In custody and back in New York, Bill and Cathy each confess separately to killing Conover in order to spare the other. The district attorney informs them that Conover had confessed before dying that he had been shot in self-defense and that the police had never been looking for either of them. They are finally free to resume their life together.

==Cast==
- Ruth Roman as Cathy "Cay" Higgins
- Steve Cochran as William "Bill" Clark
- Lurene Tuttle as Stella Dawson
- Ray Teal as Henry Dawson
- Morris Ankrum as Hugh Wagner
- John Kellogg as Dan Monroe
- Lee Patrick as Janet Higgins
- Hugh Sanders as George Conover
- Stuart Randall as Frank Higgins
- Robert Hyatt as Johnny Dawson
- Harry Antrim as Warden
- Walter Sande as Sheriff

==Reception==
In a contemporary review, critic Edwin Schallert of the Los Angeles Times wrote:They have done a creditable job in manufacturing suspense, even though the idea they actually start with is difficult to appraise, and does not seem in all respects to ring true. If you can accept it and the way they present it you will rate "Tomorrow Is Another Day" okay. But this reviewer feels a certain quavery undercurrent. which is not surprising, in the earlier part of the picture. One ls inclined to ask: Would things really be that way for a man obtaining his freedom under these peculiar circumstances? ... Altogether it is a muddied sort of plot. While happiness prevails at the end for the two, the final fade-out bas a murky background that just barely avoids the issue of dark crime. Primarily a melodrama, "Tomorrow Is Another Day" has therefore controversial points, which will lay it open to discussion and argument. As entertainment it may not completely satisfy, apart from its rather strong suspense.

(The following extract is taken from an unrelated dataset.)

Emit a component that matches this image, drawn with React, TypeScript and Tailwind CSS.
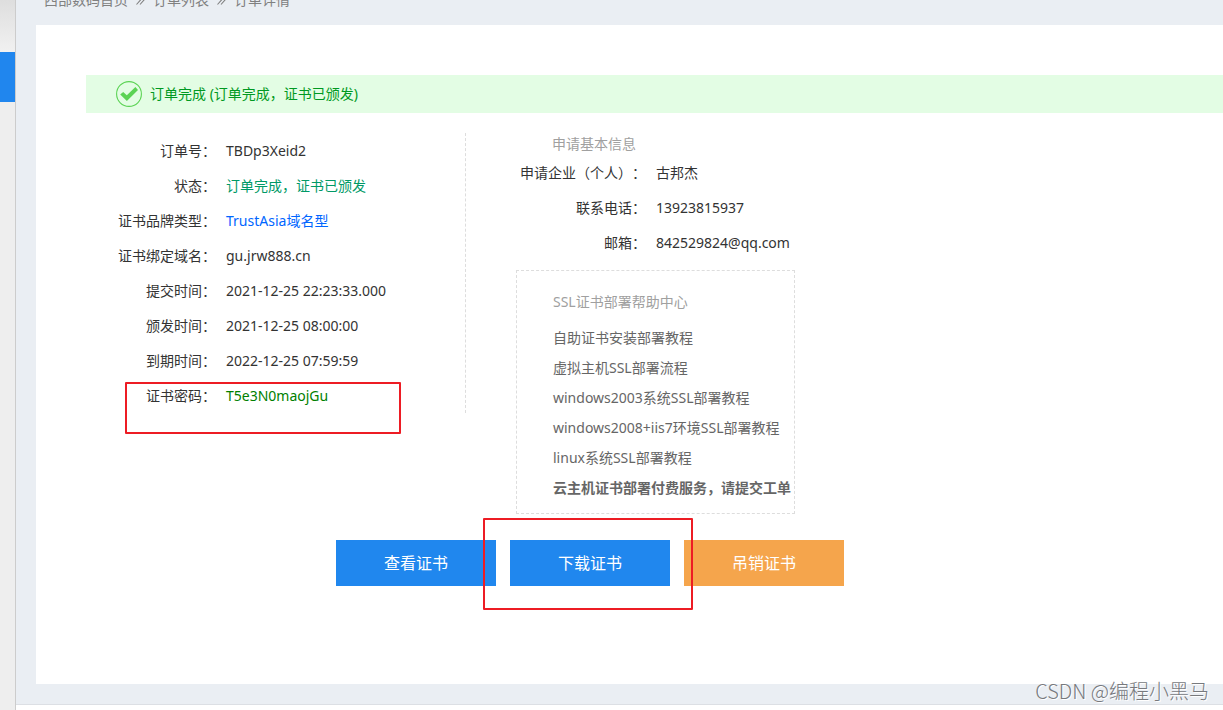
import { Fragment, type ReactNode } from "react";

type Field = { label: string; value: ReactNode; tone?: string; marked?: boolean };

const orderFields: Field[] = [
  { label: "订单号", value: "TBDp3Xeid2" },
  { label: "状态", value: "订单完成\uFF0C证书已颁发", tone: "text-[#009966]" },
  {
    label: "证书品牌类型",
    value: <a href="#brand" className="text-[#0066ff]">TrustAsia域名型</a>,
  },
  { label: "证书绑定域名", value: "gu.jrw888.cn" },
  { label: "提交时间", value: "2021-12-25 22:23:33.000" },
  { label: "颁发时间", value: "2021-12-25 08:00:00" },
  { label: "到期时间", value: "2022-12-25 07:59:59" },
  { label: "证书密码", value: "T5e3N0maojGu", tone: "text-[#008000]", marked: true },
];

const applicantFields: Field[] = [
  { label: "申请企业\uFF08个人\uFF09", value: "古邦杰" },
  { label: "联系电话", value: "13923815937" },
  { label: "邮箱", value: "842529824@qq.com" },
];

const guides = [
  "自助证书安装部署教程",
  "虚拟主机SSL部署流程",
  "windows2003系统SSL部署教程",
  "windows2008+iis7环境SSL部署教程",
  "linux系统SSL部署教程",
];

const crumbs = ["西部数码首页", "订单列表", "订单详情"];

function FieldRow({ label, value, tone = "text-[#333333]", marked }: Field) {
  return (
    <div className="relative flex gap-2.5 leading-[35px]">
      <dt className="w-[130px] shrink-0 whitespace-nowrap text-right">{label + "\uFF1A"}</dt>
      <dd className={`whitespace-nowrap ${tone}`}>{value}</dd>
      {marked && (
        <span className="pointer-events-none absolute left-[39px] top-1 h-[52px] w-[276px] rounded-[1px] border-2 border-[#ed1c24]" />
      )}
    </div>
  );
}

function DoubleChevron() {
  return (
    <svg viewBox="0 0 9 10" className="mx-2 h-2.5 w-[9px]" fill="none" stroke="#808080" strokeWidth="1.1">
      <path d="M0.5 0.5 4.5 5 0.5 9.5M4 0.5 8 5 4 9.5" />
    </svg>
  );
}

export default function App() {
  return (
    <div
      lang="zh-CN"
      className="relative flex min-h-screen overflow-hidden bg-[#eaeef3] font-['Noto_Sans','Noto_Sans_CJK_SC',sans-serif] text-sm text-[#333333] [text-spacing-trim:space-all]"
    >
      <aside className="w-4 shrink-0 border-r border-[#cccccc] bg-[#eeeeee]">
        <div className="h-[52px] bg-linear-to-b from-[#dedede] to-[#f1f1f1]" />
        <div className="h-[50px] bg-[#2086ee]" />
      </aside>

      <div className="flex min-w-0 grow flex-col">
        <nav className="h-[25px] overflow-hidden pl-7">
          <div className="-mt-2.5 flex items-center leading-5 text-[#808080]">
            {crumbs.map((crumb, i) => (
              <Fragment key={crumb}>
                {i > 0 && <DoubleChevron />}
                <a href="#crumb">{crumb}</a>
              </Fragment>
            ))}
          </div>
        </nav>

        <main className="ml-5 grow bg-white pl-[50px] pt-[50px]">
          <div className="flex h-[38px] items-center gap-2 bg-[#e3fde4] pl-[30px] text-[#009922]">
            <svg viewBox="0 0 26 26" className="size-[26px]" fill="none">
              <circle cx="13" cy="13" r="12.4" stroke="#5bd354" strokeWidth="1.1" />
              <path d="M4.2 13.6 7.2 10.9 10.8 14.2 19.4 6 22 9 10.9 20Z" fill="#5bd354" />
            </svg>
            <p>{"订单完成 (订单完成\uFF0C证书已颁发)"}</p>
          </div>

          <div className="flex items-start gap-[50px] pt-5">
            <dl className="w-[380px] border-r border-dashed border-[#dddddd]">
              {orderFields.map((field) => (
                <FieldRow key={field.label} {...field} />
              ))}
            </dl>

            <div className="w-[279px]">
              <h2 className="pl-9 leading-[22px] text-[#a0a0a0]">申请基本信息</h2>
              <dl>
                {applicantFields.map((field) => (
                  <FieldRow key={field.label} {...field} />
                ))}
              </dl>
              <section className="mt-[10px] border border-dashed border-[#dddddd] pb-2.5 pl-9 pt-3">
                <h2 className="mb-0.5 leading-[38px] text-[#a0a0a0]">SSL证书部署帮助中心</h2>
                <ul className="whitespace-nowrap leading-[30px] text-[#666666]">
                  {guides.map((guide) => (
                    <li key={guide}>
                      <a href="#guide">{guide}</a>
                    </li>
                  ))}
                  <li className="font-bold">
                    <a href="#ticket">{"云主机证书部署付费服务\uFF0C请提交工单"}</a>
                  </li>
                </ul>
              </section>
            </div>
          </div>

          <div className="flex gap-3.5 pl-[250px] pt-[26px] text-base text-white">
            <button type="button" className="h-[46px] w-40 bg-[#2087ee]">查看证书</button>
            <div className="relative">
              <button type="button" className="h-[46px] w-40 bg-[#2087ee]">下载证书</button>
              <span className="pointer-events-none absolute -left-[27px] -top-[22px] z-10 h-[92px] w-[210px] rounded-[1px] border-2 border-[#ed1c24]" />
            </div>
            <button type="button" className="h-[46px] w-40 bg-[#f5a54c]">吊销证书</button>
          </div>
        </main>

        <footer className="mt-5 h-1.5 border-t border-[#dcdfe4] bg-white" />
      </div>

      <p className="absolute bottom-1 right-3.5 font-['Noto_Sans_CJK_SC',sans-serif] text-xl font-light leading-[30px] text-[#77797d] [text-shadow:1px_1px_0_#ffffff]">
        CSDN @编程小黑马
      </p>
    </div>
  );
}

Depiction of the policeman and a newsaperman's tactics are not particularly acceptable.Critic A. H. Weiler of The New York Times wrote: "Apart from one sequence when the pair hide in a car being transported by truck to effect their escape, 'Tomorrow Is Another Day' follows an ancient formula. Its tensions are manufactured and apparent. List 'Tomorrow Is Another Day' as just another picture."

A review in the Chicago Tribune observed: "The film opens rather well, but goes rapidly downhill, despite the fact that both of its principals are capable. The script is sleazy and the net results are routine."

The film earned $1.7 million at the box office.

== Legacy ==
Film noir historian Eddie Muller ranked the film as #20 of his 25 noir films that will stand the test of time.